Starting point is 00:45:00 So that's three examples. There's many other examples of how Calcite is being used in various data management projects. The idea of Calcite was to kind of building a relational database is like climbing a big mountain. I've climbed several times personally. And I kind of know that mountaineering only gets interesting when you get up to the snow line. So the idea of Calcite is to get you up to the snow line, build the query plan or the SQL parser and so forth, so you can start adding your own unique value of your particular storage data structures,

Starting point is 00:45:39 your algorithms, or something like that. Okay, okay. So I've heard you talk about you know you know disaggregating the database and that kind of statement there i mean that's a very common theme in i suppose in hadoop and a lot of these distributed kind of engines where you know the data is separate to the query engine and and uh that way you can apply different kind of query engines to it and so on i mean that's a very common theme really, isn't it now within the world we work within? Yes, yes. Hadoop was all about that. I mean, it was also about Hadoop was a

Starting point is 00:46:11 massively distributed system solving a problem that previously a database is a relatively tightly integrated traditional Oracle database. SMP database is a relatively tightly integrated. Traditional Oracle database, you know, SMP database is a relatively tightly integrated piece of software, whereas Hadoop is a, you know, massively parallel system. But yeah, the other thing was about Hadoop, as you say, was it disaggregated the database. So it's not like no longer would you have, you know, a piece of software from a single vendor that provided where you had to start off with an empty box. You had to pump the data in, store it in that vendor's format, access it through the parser provided by that vendor and using all of the algorithms of Hadoop, you can store it wherever you like in whatever data format you like.

Starting point is 00:47:06 You can write code to access it or you can use a SQL parser. And you can also embed your own algorithms in it. So Hadoop is an environment into which you can basically build your own database. But tools like Calcite kind of make it faster for you to build a database. It gives you the tools that you can, it's like a kit that you can then put together the pieces, such as if you want to use Parquet data and if you want to use, I don't know,

Starting point is 00:47:50 a particular engine to execute queries, CalSight is the framework that you can use to put all those pieces together. So I suppose in a way it's quite a similar kind of objective as Wes McKinney had with the Pati Aro project in that you're providing, I suppose, parts of the toolkit that other projects can use to save reinventing it and to get some kind of, I suppose, collaboration and, yeah, I suppose in a way to put best of breed things into these open source projects and, I suppose, in a way kind of use your knowledge you've built up over the years really to try and benefit everybody. Yes, absolutely.

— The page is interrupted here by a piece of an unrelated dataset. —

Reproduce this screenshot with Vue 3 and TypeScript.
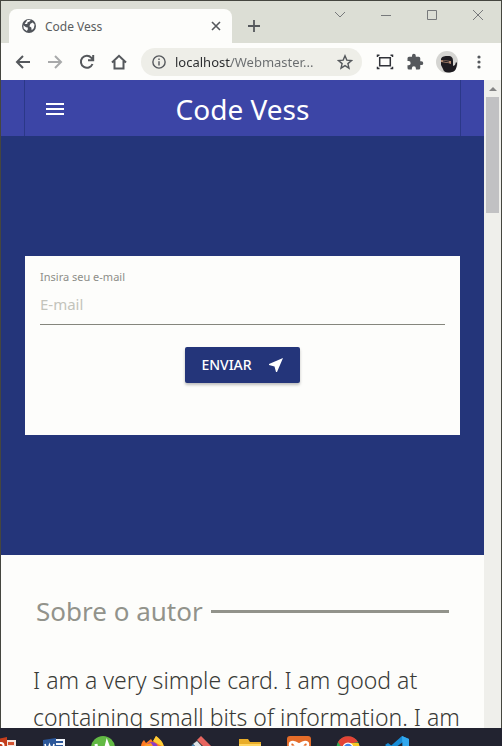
<script setup lang="ts">
import { ref } from 'vue'

const address = ref('localhost/Webmaster...')
const email = ref('')
</script>

<template>
  <div class="desktop">
    <div class="window">
      <header class="tabs">
        <div class="tab">
          <svg class="globe" viewBox="0 0 16 16" aria-hidden="true">
            <circle cx="8" cy="8" r="7" fill="#50545a" />
            <path d="M2.3 7.2 5 9.2l1.8.4v1.8l-1 1.6-3-2.2zM6.3 2l3.5-.2L8.6 3.6l-2 .6-.4 1.8-2.6-.1zM9.4 5.8l2.4-1.4 1.8 2.3-.8 3.5-2.1 2.1-.4-2.8-1.9-1.3z" fill="#fdfdfd" />
          </svg>
          <span class="tab-title">Code Vess</span>
          <button class="plain" aria-label="Close tab">
            <svg viewBox="0 0 12 12" width="12" height="12"><path d="m2 2 8 8m0-8-8 8" stroke="#55585c" stroke-width="1.6" /></svg>
          </button>
        </div>
        <button class="plain new-tab" aria-label="New tab">
          <svg viewBox="0 0 14 14" width="14" height="14"><path d="M7 1v12M1 7h12" stroke="#55585c" stroke-width="1.8" /></svg>
        </button>
        <div class="window-buttons">
          <button class="plain" aria-label="Search tabs"><svg viewBox="0 0 12 12"><path d="m1 3 5 5 5-5" /></svg></button>
          <button class="plain" aria-label="Minimize"><svg viewBox="0 0 12 12"><path d="M1 6.5h10" /></svg></button>
          <button class="plain" aria-label="Maximize"><svg viewBox="0 0 12 12"><path d="M1.5 1.5h9v9h-9z" /></svg></button>
          <button class="plain" aria-label="Close"><svg viewBox="0 0 12 12"><path d="m1 1 10 10m0-10L1 11" /></svg></button>
        </div>
      </header>

      <div class="toolbar">
        <div class="nav-buttons">
          <button class="plain" aria-label="Back"><svg viewBox="0 0 16 16"><path d="M15 8H2m6-6L2 8l6 6" /></svg></button>
          <button class="plain faded" aria-label="Forward"><svg viewBox="0 0 16 16"><path d="M1 8h13M8 2l6 6-6 6" /></svg></button>
          <button class="plain" aria-label="Reload"><svg viewBox="0 0 16 16"><path d="M13.5 10A6 6 0 1 1 12.4 3.8L14 5.5M14.2 1v5.2H9" /></svg></button>
          <button class="plain" aria-label="Home"><svg viewBox="0 0 16 16"><path d="M1 8.5 8 1.8l7 6.7M3.5 7v7.5h9V7" /></svg></button>
        </div>
        <div class="address">
          <svg viewBox="0 0 16 16" width="14" height="14" fill="none" stroke="#55585c" stroke-width="1.6"><circle cx="8" cy="8" r="7" /><path d="M8 7v5M8 4v1.8" /></svg>
          <input v-model="address" type="text" aria-label="Address" />
          <button class="plain" aria-label="Bookmark">
            <svg viewBox="0 0 16 16" width="16" height="16" fill="none" stroke="#55585c" stroke-width="1.4"><path d="m8 1.8 1.8 4.3 4.7.4-3.6 3.1 1.1 4.6L8 11.7l-4 2.5 1.1-4.6-3.6-3.1 4.7-.4z" /></svg>
          </button>
        </div>
        <div class="extensions">
          <button class="plain" aria-label="Capture">
            <svg viewBox="0 0 18 18" width="18" height="18" fill="none" stroke="#303238" stroke-width="1.5"><path d="M3.700 4.800h10.600v8H3.700zM1.500 4V2.200h2M14.500 2.200h2V4M1.500 13.800v1.800h2M14.500 15.600h2v-1.800" /></svg>
          </button>
          <button class="plain" aria-label="Extensions">
            <svg viewBox="0 0 24 24" width="18" height="18" fill="#55585c"><path d="M20.5 11H19V7a2 2 0 0 0-2-2h-4V3.500a2.500 2.500 0 0 0-5 0V5H4a2 2 0 0 0-2 2v3.800h1.500a2.700 2.700 0 0 1 0 5.400H2V20a2 2 0 0 0 2 2h3.800v-1.500a2.700 2.700 0 0 1 5.400 0V22H17a2 2 0 0 0 2-2v-4h1.500a2.500 2.500 0 0 0 0-5z" /></svg>
          </button>
          <button class="plain" aria-label="Profile">
            <svg viewBox="0 0 22 22" width="22" height="22"><circle cx="11" cy="11" r="11" fill="#d5d5d2" /><path d="M5 8c1-3 4-3 7-3 4 0 5 2 5 5v5l2-1 1-3 1 1c0 5-2 9-5 9-4 1-8 1-9-3l-2-4z" fill="#1d1b20" /><path d="m5 9 10 1v3l-3-1-7-1z" fill="#b58c74" /><path d="m7 10 6 1" stroke="#1d1b20" /></svg>
          </button>
          <button class="plain menu" aria-label="Menu">
            <svg viewBox="0 0 6 16" width="6" height="16" fill="#55585c"><circle cx="3" cy="3" r="1.6" /><circle cx="3" cy="8" r="1.6" /><circle cx="3" cy="13" r="1.6" /></svg>
          </button>
        </div>
      </div>

      <div class="viewport">
        <main class="page">
          <nav class="navbar">
            <div class="navbar-inner">
              <button class="plain" aria-label="Abrir menu">
                <svg viewBox="0 0 20 14" width="20" height="14"><path d="M1 2h18M1 7h18M1 12h18" stroke="#fff" stroke-width="2" /></svg>
              </button>
              <a class="brand" href="#">Code Vess</a>
            </div>
          </nav>
          <section class="hero">
            <form class="card" @submit.prevent>
              <label for="email">Insira seu e-mail</label>
              <input id="email" v-model="email" type="email" placeholder="E-mail" />
              <button class="send" type="submit">
                <span>ENVIAR</span>
                <svg viewBox="0 0 16 16" width="16" height="16"><path d="M15 1 1 7v1l5.500 1.500L8 15h1z" fill="#fff" /></svg>
              </button>
            </form>
          </section>
          <section class="about">
            <h2>Sobre o autor</h2>
            <p>I am a very simple card. I am good at containing small bits of information. I am</p>
          </section>
        </main>
        <div class="scrollbar">
          <svg viewBox="0 0 8 4" width="8" height="4"><path d="M4 0 8 4H0z" fill="#858585" /></svg>
          <div class="thumb"></div>
        </div>
      </div>
    </div>

    <footer class="taskbar">
      <svg viewBox="0 0 24 24"><path d="M0 4 14 1v21L0 20z" fill="#c43e1c" /><path d="M14 4h9v17h-9z" fill="#f4e5df" /><path d="M15 6h6v3h-6zm0 5h6v2h-6z" fill="#d35230" /><path d="M5 16V7h3a2 2 0 0 1 0 5H5" fill="none" stroke="#fff" stroke-width="2" /></svg>
      <svg viewBox="0 0 24 24"><path d="M10 3h13v18H10z" fill="#f3f6fb" /><path d="M14 6h7m-7 4h7m-7 4h7" stroke="#2b579a" stroke-width="2" /><path d="M1 4 14 2v20L1 20z" fill="#2b579a" /><path d="m3 8 2 8 2.500-7L10 16l2-8" fill="none" stroke="#fff" stroke-width="1.6" /></svg>
      <svg viewBox="0 0 24 24"><circle cx="12" cy="12" r="12" fill="#62b944" /><path d="M5 8c1 9 8 9 10 3l1-4 3 8" fill="none" stroke="#fff" stroke-width="3" /></svg>
      <svg viewBox="0 0 24 24"><path d="M1 11c0-3 1-5 3-7l2 3 5-4 2 3 3-6c5 4 8 8 8 13a11 11 0 0 1-23-2z" fill="#ff7a22" /><path d="m13 5 3-5c5 4 7 6 8 11l-6-3z" fill="#ffcd35" /><circle cx="12" cy="12" r="6" fill="#8b3cc8" /><path d="m4 9 7-2 2 3-5 3z" fill="#ff9b28" /></svg>
      <svg viewBox="0 0 24 24"><path d="m2 9 10-9 12 12-12 12L0 12z" fill="#33373c" /><path d="m8 4 4-4 11 11-4 4z" fill="#e7655f" /><path d="m4 8 4-3 10 11-3 3z" fill="#dce3e7" /><path d="m1 12 3-4 10 11-2 4z" fill="#4389bd" /></svg>
      <svg viewBox="0 0 24 24"><path d="M1 3h9l2 3h11v15H1z" fill="#e9ad29" /><path d="M1 8h22v13H1z" fill="#ffd663" /></svg>
      <svg viewBox="0 0 24 24"><rect width="24" height="24" rx="3" fill="#e56c29" /><path d="m6 6 12 12M18 6 6 18M6 6c-4 0-4 5 0 5s8-5 12-5 4 5 0 5-8-5-12-5" fill="none" stroke="#fff" stroke-width="2.5" /></svg>
      <svg viewBox="0 0 24 24"><circle cx="12" cy="12" r="11.500" fill="#2da850" /><path d="M2 6a11.500 11.500 0 0 1 20 0l-10 2-4 7z" fill="#e44336" /><path d="M12 7h10.500A11.500 11.500 0 0 1 12 23.500l5-9z" fill="#f8c927" /><circle cx="12" cy="12" r="5.500" fill="#fff" /><circle cx="12" cy="12" r="4.300" fill="#4384e8" /></svg>
      <svg viewBox="0 0 24 24"><path d="m17 0 7 3v18l-7 3L0 9l3-2 15 11V6L3 17l-3-2z" fill="#178bd5" /><path d="m17 0 7 3v18l-6 3z" fill="#32a8ee" /></svg>
    </footer>
  </div>
</template>

<style>
body {
  margin: 0;
  overflow: hidden;
}
</style>

<style scoped>
.desktop,
.desktop * {
  box-sizing: border-box;
}

.desktop {
  display: flex;
  flex-direction: column;
  height: 100vh;
  background: #222330;
  font-family: "Noto Sans", "Open Sans", sans-serif;
}

.window {
  display: flex;
  flex: 1;
  flex-direction: column;
  min-height: 0;
  border: 1px solid #45463f;
  border-bottom: 0;
  background: #fdfdfb;
}

.plain {
  display: flex;
  align-items: center;
  justify-content: center;
  padding: 0;
  border: 0;
  background: none;
}

.tabs {
  display: flex;
  align-items: flex-end;
  height: 42px;
  padding-left: 8px;
  background: #dcded5;
}

.tab {
  display: flex;
  align-items: center;
  width: 223px;
  height: 34px;
  padding: 0 10px 0 12px;
  border-radius: 8px 8px 0 0;
  background: #fdfdfb;
}

.globe {
  width: 16px;
  height: 16px;
}

.tab-title {
  flex: 1;
  margin-left: 8px;
  color: #5b5e60;
  font-size: 12px;
}

.new-tab {
  align-self: center;
  margin: 8px 0 0 15px;
}

.window-buttons {
  display: flex;
  align-self: flex-start;
  margin: 8px 17px 0 auto;
  gap: 34px;
}

.window-buttons svg {
  width: 12px;
  height: 12px;
  fill: none;
  stroke: #77797b;
}

.toolbar {
  display: flex;
  align-items: center;
  height: 37px;
  padding: 0 13px 0 14px;
  background: #fdfdfb;
}

.nav-buttons {
  display: flex;
  gap: 16px;
}

.nav-buttons svg {
  width: 16px;
  height: 16px;
  fill: none;
  stroke: #55585c;
  stroke-width: 2;
}

.nav-buttons .faded {
  opacity: 0.5;
}

.address {
  display: flex;
  flex: 1;
  align-items: center;
  min-width: 0;
  height: 28px;
  margin-left: 14px;
  padding: 0 9px 0 11px;
  gap: 9px;
  border-radius: 14px;
  background: #eeeee8;
}

.address input {
  flex: 1;
  min-width: 0;
  padding: 0;
  border: 0;
  background: linear-gradient(90deg, #292b2d 56px, #696c6e 56px);
  background-clip: text;
  color: transparent;
  font: 13px/20px "Noto Sans", sans-serif;
}

.extensions {
  display: flex;
  align-items: center;
  margin-left: 14px;
  gap: 12px;
}

.menu {
  width: 18px;
}

.viewport {
  display: flex;
  flex: 1;
  min-height: 0;
}

.page {
  flex: 1;
  min-width: 0;
  overflow: hidden;
  background: #fdfdfb;
}

.navbar {
  height: 56px;
  padding: 0 23px;
  background: #3c45a6;
}

.navbar-inner {
  display: grid;
  grid-template-columns: 1fr auto 1fr;
  align-items: center;
  height: 100%;
  padding: 0 20px;
  border: solid #2b3888;
  border-width: 0 1px;
}

.navbar-inner .plain {
  justify-self: start;
}

.brand {
  color: #fff;
  font-size: 28px;
  line-height: 58px;
  text-decoration: none;
}

.hero {
  padding: 120px 24px;
  background: #24357a;
}

.card {
  display: flex;
  flex-direction: column;
  height: 179px;
  padding: 12px 15px;
  background: #fdfdfb;
}

.card label {
  color: #8d8e89;
  font-size: 11px;
  line-height: 18px;
}

.card input {
  height: 39px;
  padding: 0 0 2px;
  border: 0;
  border-bottom: 1px solid #85867d;
  background: none;
  color: #444;
  font: 15px/20px "Noto Sans", sans-serif;
}

.card input::placeholder {
  color: #c3c4bc;
  opacity: 1;
}

.send {
  display: flex;
  align-items: center;
  align-self: center;
  height: 36px;
  margin-top: 22px;
  padding: 0 16px;
  gap: 16px;
  border: 0;
  border-radius: 2px;
  background: #24357a;
  box-shadow: 0 2px 3px #00000040;
  color: #fff;
  font: 500 14px/20px "Noto Sans", sans-serif;
}

.about {
  padding: 36px 24px 0 32px;
}

.about h2 {
  display: flex;
  align-items: center;
  margin: 0 11px 0 3px;
  gap: 8px;
  color: #92938b;
  font-size: 26px;
  font-weight: 400;
  line-height: 40px;
}

.about h2::after {
  flex: 1;
  height: 3px;
  background: #92938b;
  content: "";
}

.about p {
  margin: 31px 0 0;
  color: #393a36;
  font-size: 23px;
  font-weight: 300;
  line-height: 37px;
}

.scrollbar {
  display: flex;
  flex-direction: column;
  align-items: center;
  width: 17px;
  padding: 7px 2px 0;
  gap: 6px;
  background: #efefeb;
}

.thumb {
  width: 100%;
  height: 116px;
  background: #c1c1c3;
}

.taskbar {
  display: flex;
  height: 18px;
  margin-left: -7px;
  padding-top: 8px;
  gap: 25px;
  overflow: hidden;
}

.taskbar svg {
  flex: none;
  width: 24px;
  height: 24px;
}
</style>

Starting point is 00:48:23 Yeah, I know Wes and we tend to be very simpatico in the way we see the world. I think both of us are on a kind of personal crusade to make things better. Because creating these kind of these hubs that, you know, a common place that allows, you know, multiple applications to come together in one point as a kind of standard. It requires a huge amount of investment to create this.

Starting point is 00:48:56 And this hub only becomes valuable when you have five or six or ten or twenty different applications all speaking to your common data format or your common relational algebra. So getting this to be exothermic so that it's actually producing more value than you're putting into it takes a lot of investment and WES I know has that kind of individual just passion to just go ahead and put the work in even even before it's it's producing any any you know palpable results so so what about um i mean we've been talking about you know writing sequel i suppose it runs in batch and so on i I mean, is there any kind of thoughts about extending this

Starting point is 00:49:46 or extending the work you're doing to, say, streaming SQL? I mean, that's the kind of big new thing at the moment. Yeah, it was a big new thing in 2004 when I co-founded SQL Stream. I mean, the big unopening thing here is relational algebra. So just going back to Arrow briefly, the unifying thing in Arrow is this idea of a memory-efficient format for data. And in the case of Calcite, the central principle is this idea of relational algebra.

Starting point is 00:50:31 So representing your queries algebraically in a way that can be manipulated and optimized. So that's the central thing inside Calcite. And the relational algebra is not just for tape flat tables on it it turns out that streaming applications are doing something which is can be represented in relational algebra. It turns out that document databases and OLAP databases can also, the queries can be represented in relational algebra. And when you're writing all of these kind of systems,

Starting point is 00:51:18 every single one of those systems, the idea of pushing down a filter to a data source makes sense. Pushing down projections to a database, to a source makes sense. Pushing down aggregations, so you're, you know, you're combining rows into subtotals as early in the process as possible makes sense because just using less memory and less network and so forth so um yeah it it makes a lot of sense to apply the relational uh the the the engineering techniques you use to build a relational database it makes sense to apply those techniques to a streaming system. Yeah, I guess similar things come along with kind of, was it Confluent?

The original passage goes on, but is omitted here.